Any light weight Rx will do.  I used a 0.3 oz Hitec Optima 6 without its plastic case.

Once the cabin is adequately lightened and a 2S 800 mAh is installed, there is really no way to get the CG in a pleasant place (although the glider will fly controllably) without a small wing adjustment.  I moved the wing 0.25 inches back by drilling the twin bolt holes 0.25" forward of their stock position.  The wooden dowels that secure the leading edge of the wing root are plenty long to pull out slightly; they still work fine.

Astute Ascenteer's will also notice I substituted a small white aluminum flange over a black plastic peg for the front canopy screw, caught by a notch in the canopy plastic, and added velcro in place of the rear screw.

In the misc category, I had to balance the plane laterally with the addition of a dime taped under a wingtip, and then bend one wing under a heat gun to un-warp a semi-permanent aileron input as the wing was shipped from E-flite.
Notched (front) and Velcro'd (aft) canopy for convenient removal
covers the new 1/4 inch wing/fuselage gap required to set the proper CG.
Result: near perfection in the air.  This is another "night and day" Z8RC fix that took less than a few hours that completely transformed the stock flight characteristics from poor to exceptional.

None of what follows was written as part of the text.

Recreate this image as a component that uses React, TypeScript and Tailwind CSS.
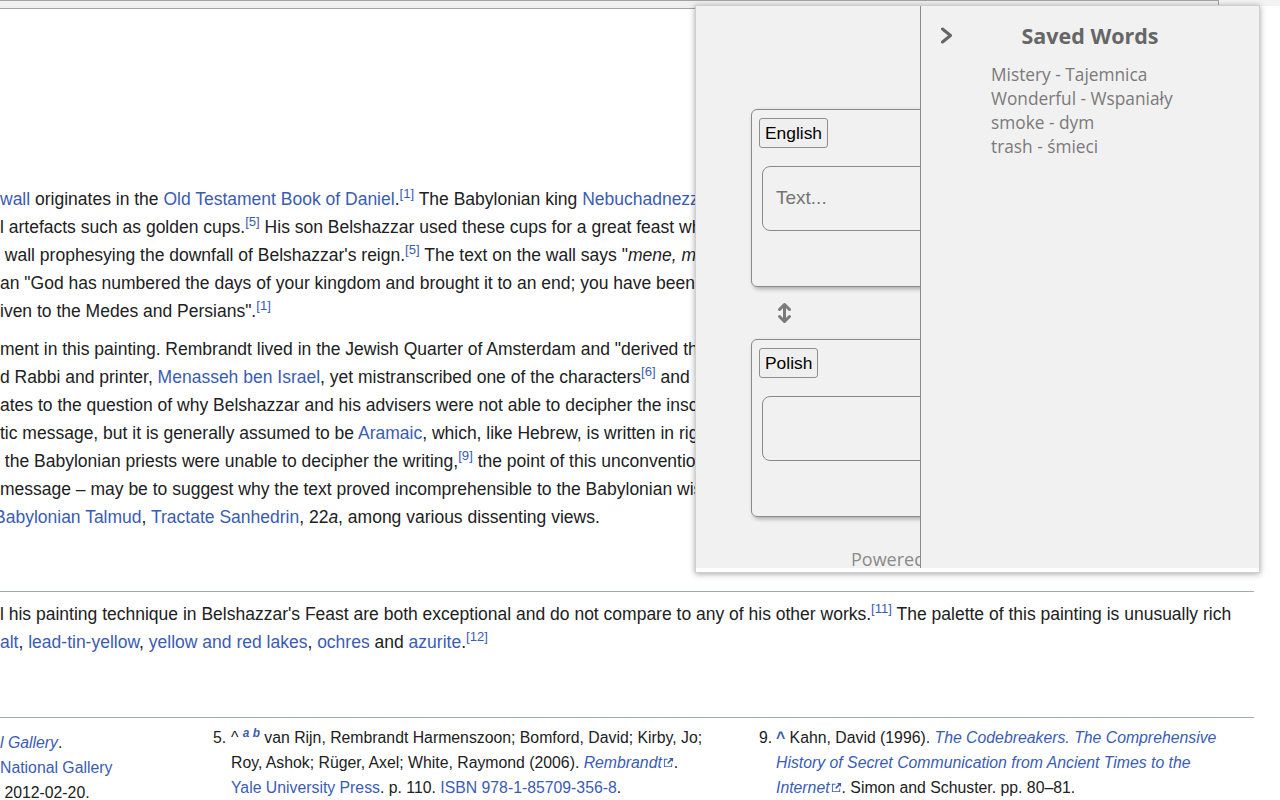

The final flying weight (with battery) was reduced from 19.6 oz as shipped from E-Flight to 15.4 oz, a 21% reduction.  Thrust to weight ratio remains higher than 1:1, raising the possibility of going smaller scale power system.   Flight times are dramatically improved over E-Flites stock setup which delivered up to 30 minutes of careful soaring.  Extended flight times of up to 45 minutes are achievable on an 800 mAh 3S battery after these Z8RC mods.  With good soaring skills, 60 minutes is within reach.